Nurse practitioner balances dual roles as civilian and military flight nurse

  • Published
  • By Airman 1st Class Zachary Foster
  • 6th Air Refueling Wing, Public Affairs

Mother, daughter, wife, student, nurse, reservist—these are a few of the dozens of titles that U.S. Air Force Capt. Sarah Mobbs, 45th Aeromedical Evacuation Squadron flight nurse, takes on daily.

Most of the time, Mobbs lives life in the civilian sector as a nurse at Southeast Georgia Health System near St. Marys, Georgia. She’s a mother to two daughters, Berkeley and Dani, and a wife to her husband, Wesley.

One weekend a month, however, she makes the four-and-a-half-hour drive from Georgia to MacDill AFB, Florida, to serve her nation as an aeromedical evacuation flight nurse with the 45th AES.

Her medical journey began with getting a degree in general studies and transferring the skills to a nursing school. Upon graduating, she quickly learned from more experienced nurses at the hospital.

“Most nurses start in the field with either their associate or bachelor’s degrees,” explained Mobbs. “Sometimes, you get to meet a ‘diploma nurse,’ meaning they graduated high school and went straight to nursing school.”

Due to the different career routes, 'diploma nurses’ bring a unique perspective to the workplace and oftentimes have more hands-on experience than most, according to Mobbs.

“I got the opportunity to be trained by some of those [diploma] nurses,” said Mobbs. “I think it was incredibly valuable to learn different techniques and perspectives from a nurse with less ‘book’ learning and all hands-on education.”

Following her education, she went to work as a trauma nurse in the SGHS emergency room. Here, her passion for treating patients and saving lives would ignite.

“I like the fast-paced environment,” shares Mobbs. “Your heart beats a little bit; you get sweaty palms and the ‘good’ kind of anxiety kicks in.”

As she and her family grew older, the workload started to shift. Instead of treating trauma patients, Mobbs started working alongside the hospital’s leadership, teaching and coaching new doctors. Recognizing the trend, she reflected on her mother’s experience in the military.

“My mom retired after a 20-year enlistment in the Navy,” shares Mobbs. “She sacrificed a lot to help make me one of the first bachelor’s and master’s graduates in my family. I thought [joining the military] would be a great way to pay it back to my mom and pay it forward to my kids.”

After looking into possible career paths she found flight nursing, a reservist path that would allow her to continue her professional development at the hospital while practicing her high-paced technical skills.

Soon after, she found her way to Officer Training School at Maxwell AFB, Alabama.

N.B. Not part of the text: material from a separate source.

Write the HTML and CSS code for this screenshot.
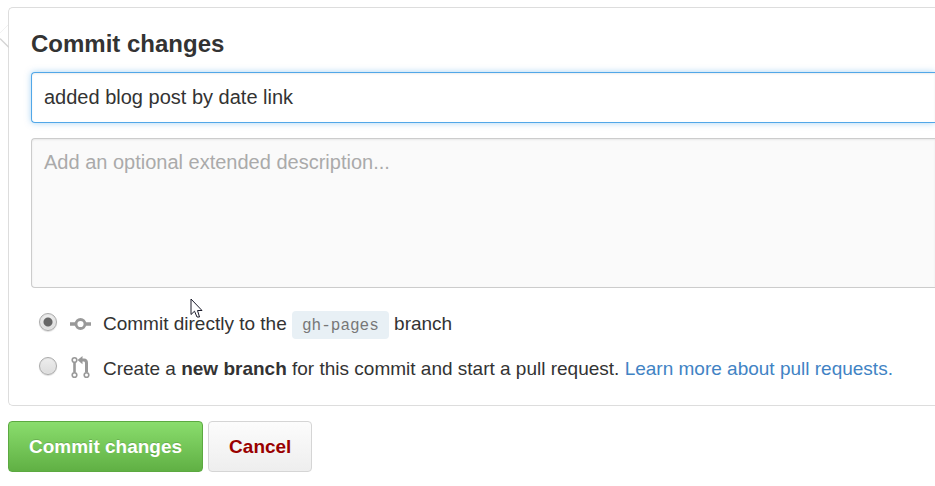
FILE: index.html
```html
<!DOCTYPE html>
<html lang="en">
<head>
<meta charset="utf-8">
<title>Commit changes</title>
<link rel="stylesheet" href="styles.css">
</head>
<body>
<form class="commit-form">
  <section class="panel">
    <svg class="panel-caret" width="9" height="24" viewBox="0 0 9 24" aria-hidden="true"><path d="M8 0L0 8" stroke="#f2f2f2" fill="none"/><path d="M0 13.500L9 22.500" stroke="#d4d4d4" stroke-width="1.300" fill="none"/></svg>
    <h1 class="title">Commit changes</h1>
    <input class="field summary" type="text" value="added blog post by date link" aria-label="Commit summary">
    <textarea class="field description" placeholder="Add an optional extended description..." aria-label="Extended description"></textarea>
    <div class="choices">
      <div class="choice">
        <input class="radio" type="radio" name="target" id="direct" checked>
        <svg class="icon" width="22" height="24" viewBox="0 0 22 24" aria-hidden="true"><path d="M0 12H6M15 12H21" stroke="#999" stroke-width="3.400" fill="none"/><circle cx="10.500" cy="12" r="4.500" stroke="#999" stroke-width="2.800" fill="none"/></svg>
        <label for="direct">Commit directly to the <code class="branch">gh-pages</code> branch</label>
      </div>
      <div class="choice">
        <input class="radio" type="radio" name="target" id="pull">
        <svg class="icon" width="22" height="24" viewBox="0 0 22 24" aria-hidden="true"><g stroke="#999" fill="none"><circle cx="4.500" cy="4" r="2.300" stroke-width="1.600"/><circle cx="4.500" cy="19" r="2.300" stroke-width="1.600"/><circle cx="16.500" cy="19" r="2.300" stroke-width="1.600"/><path d="M4.500 6.500V16.500" stroke-width="2.600"/><path d="M11.500 4H14Q16.500 4 16.500 7V16.500" stroke-width="3"/></g><path d="M7.500 4L12.500 0V8.200Z" fill="#999"/></svg>
        <label for="pull">Create a <strong>new branch</strong> for this commit and start a pull request. <a class="link" href="#">Learn more about pull requests.</a></label>
      </div>
    </div>
  </section>
  <div class="actions">
    <button class="button primary" type="submit">Commit changes</button>
    <button class="button cancel" type="button">Cancel</button>
  </div>
</form>
<svg class="cursor" width="13" height="20" viewBox="0 0 13 20" aria-hidden="true"><path d="M1 1V16.500L4.500 13.200L7 19H9.500L7.500 12.500H12Z" fill="#fff" stroke="#1c1c2b"/></svg>
</body>
</html>
```
FILE: styles.css
```css
* {
  box-sizing: border-box;
}

body {
  margin: 0;
  overflow: hidden;
  background: #fff;
  color: #333;
  font: 20px/27px "Liberation Sans", Arial, sans-serif;
}

.commit-form {
  padding: 7px 0 0 8px;
}

.panel {
  position: relative;
  padding: 22px 0 23px 22px;
  border: 1px solid #ddd;
  border-right: 0;
  border-radius: 5px 0 0 5px;
}

.panel-caret {
  position: absolute;
  top: 17px;
  left: -9px;
}

.title {
  margin: 0 0 14px;
  font-size: 24px;
  line-height: 28px;
}

.field {
  display: block;
  width: 100%;
  border: 1px solid #ccc;
  border-right: 0;
  border-radius: 4px 0 0 4px;
  outline: none;
  color: #333;
  font: inherit;
}

.summary {
  padding: 11px 12px;
  border-color: #51a7e8;
  background: #fff;
  box-shadow: inset 0 1px 2px rgba(0, 0, 0, .075), 0 0 6px rgba(81, 167, 232, .5);
}

.description {
  height: 150px;
  margin-top: 15px;
  padding: 10px 12px;
  resize: none;
  background: #fafafa;
  box-shadow: inset 0 1px 2px rgba(0, 0, 0, .075);
}

.description::placeholder {
  color: #aaa;
}

.choices {
  display: grid;
  gap: 16px;
  margin-top: 22px;
  padding-left: 8px;
  font-size: 19px;
}

.choice {
  display: flex;
  align-items: center;
  height: 28px;
  white-space: nowrap;
}

.radio {
  flex: none;
  appearance: none;
  width: 18px;
  height: 18px;
  margin: 0 13px 4px 0;
  border: 1px solid #aaa;
  border-radius: 50%;
  background: linear-gradient(#eee, #dcdcdc);
  box-shadow: inset 0 0 0 1px #e4e4e4, 0 1px 1px #ddd;
}

.radio:checked {
  background: radial-gradient(circle, #666 0 4px, transparent 5px), linear-gradient(#eee, #dcdcdc);
}

.icon {
  flex: none;
  margin-right: 11px;
}

.branch {
  display: inline-block;
  padding: 2px 10px 0;
  border-radius: 4px;
  background: #e8f0f5;
  color: #777;
  font: 16px/26px "Liberation Mono", monospace;
}

.link {
  color: #4183c4;
  text-decoration: none;
}

.actions {
  display: flex;
  gap: 5px;
  margin-top: 15px;
}

.button {
  padding: 11px 20px;
  border: 1px solid #d5d5d5;
  border-radius: 4px;
  font: bold 19px/27px "Liberation Sans", Arial, sans-serif;
}

.primary {
  border-color: #5ca941;
  background: linear-gradient(#8add6d, #60b044);
  color: #fff;
  text-shadow: 0 -1px 0 rgba(0, 0, 0, .15);
}

.cancel {
  background: linear-gradient(#fcfcfc, #eee);
  color: #900;
}

.cursor {
  position: absolute;
  top: 298px;
  left: 190px;
}
```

Despite years of college, medical school and trauma nursing, OTS posed a greater challenge than anything she’d faced before.

“My mom went to her boot camp 30 years ago and she did her best to prepare me for what to expect,” explained Mobbs. “I think she knew more than I did that it was going to be a lot harder than I took it for.”

For Mobbs, the challenges presented in OTS weren’t traditional. She had no problem completing the schoolwork, learning to be an officer “on paper,” but commissioning at the age of 30 posed unique situations.

“Pretty quickly I realized it wasn’t the education, tests or reading the books…that was easy,” explains Mobbs. “It was the constant yelling and intensity, stressing your body and being pushed to your limit every day. At 30 years old, it’s hard to maintain your composure for nine straight weeks under that much pressure.”

While facing her personal struggle, the world faced one of its own- COVID-19. Hundreds of miles away from her family, Mobbs could only work to keep herself safe and trusted her husband could do the same for her family.

“COVID-19 was non-discriminatory,” explains Mobbs. “It didn’t matter what age you were, the color of your skin, the religion you practiced, or your socioeconomic status. It really was devastating for the medical community.”

Despite the pandemic, Mobbs pushed on, leaning on her family for support during the venture.

“The biggest thing that got me through was my immediate family,” said Mobbs. “My husband, my children and my mother were encouraging me throughout the entire journey.”

Graduating from OTS served as a monumental achievement in Mobbs's life. Inspired by her training, Mobbs took on a new mindset.

“No matter how bad we mess up,” explains Mobbs. “We have to get up, put one foot in front of the other and try again. OTS taught me that I’ll make mistakes but at the end of the day I’m going to keep striving to do better.”

Now, Mobbs works as a pulmonary nurse practitioner in her civilian life and a 45th AES flight nurse in the military, attributing her career success to the support of her family.

“My immediate family constantly steps up,” shared Mobbs. “I don’t think anyone in the military agrees we can’t praise our families enough, it’s amazing how resilient a child can be, let alone a military child.”

Mobbs serves as an example for military families everywhere. Her devotion to family and service has brought her through challenges most never attempt to face.

Mobbs leaves anyone looking to pursue a similar path with this advice: “Be flexible. Our military is always evolving. Change is constantly happening and it’s good. Take what you’ve learned and apply it. Make the changes you want to see.”